Minimizing the impact of EV charging on the electricity distribution network
Olivier Beaude, Samson Lasaulce, Martin Hennebel, Jamal, Daafouz

TL;DR
This paper develops and compares distributed EV charging policies to minimize transformer aging and Joule losses, demonstrating significant benefits in transformer lifetime and low performance loss from decentralization.
Contribution
It formulates a convex optimal control problem for EV charging, proposes three distributed policies, and evaluates their effectiveness in reducing network impact.
Findings
Advanced charging policies significantly extend transformer lifetime.
Decentralized policies perform nearly as well as centralized solutions.

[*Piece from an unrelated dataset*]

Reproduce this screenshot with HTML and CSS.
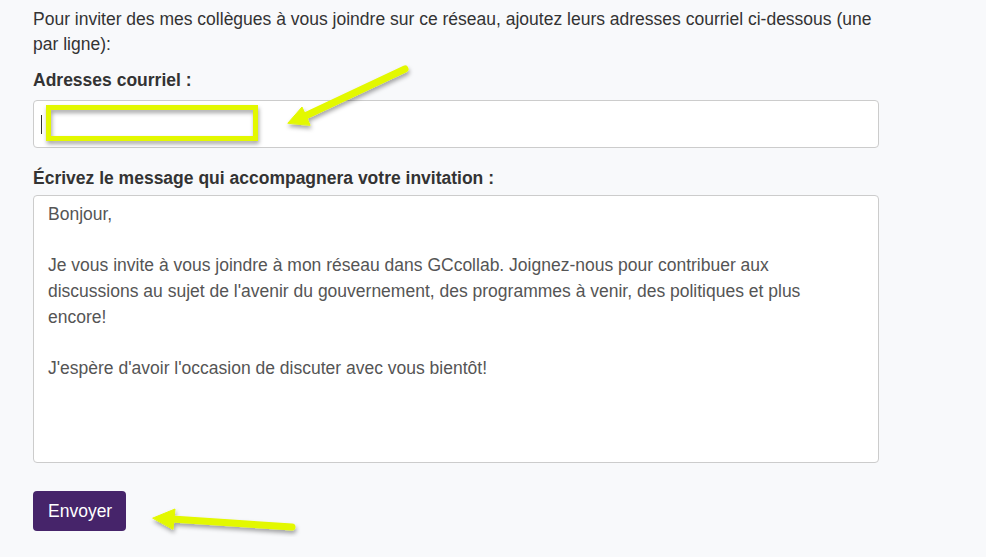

Forecast accuracy impacts the effectiveness of charging strategies.
Abstract
The main objective of this paper is to design electric vehicle (EV) charging policies which minimize the impact of charging on the electricity distribution network (DN). More precisely, the considered cost function results from a linear combination of two parts: a cost with memory and a memoryless cost. In this paper, the first component is identified to be the transformer ageing while the second one corresponds to distribution Joule losses. First, we formulate the problem as a non-trivial discrete-time optimal control problem with finite time horizon. It is non-trivial because of the presence of saturation constraints and a non-quadratic cost. It turns out that the system state, which is the transformer hot-spot (HS) temperature here, can be expressed as a function of the sequence of control variables; the cost function is then seen to be convex in the control for typical values for…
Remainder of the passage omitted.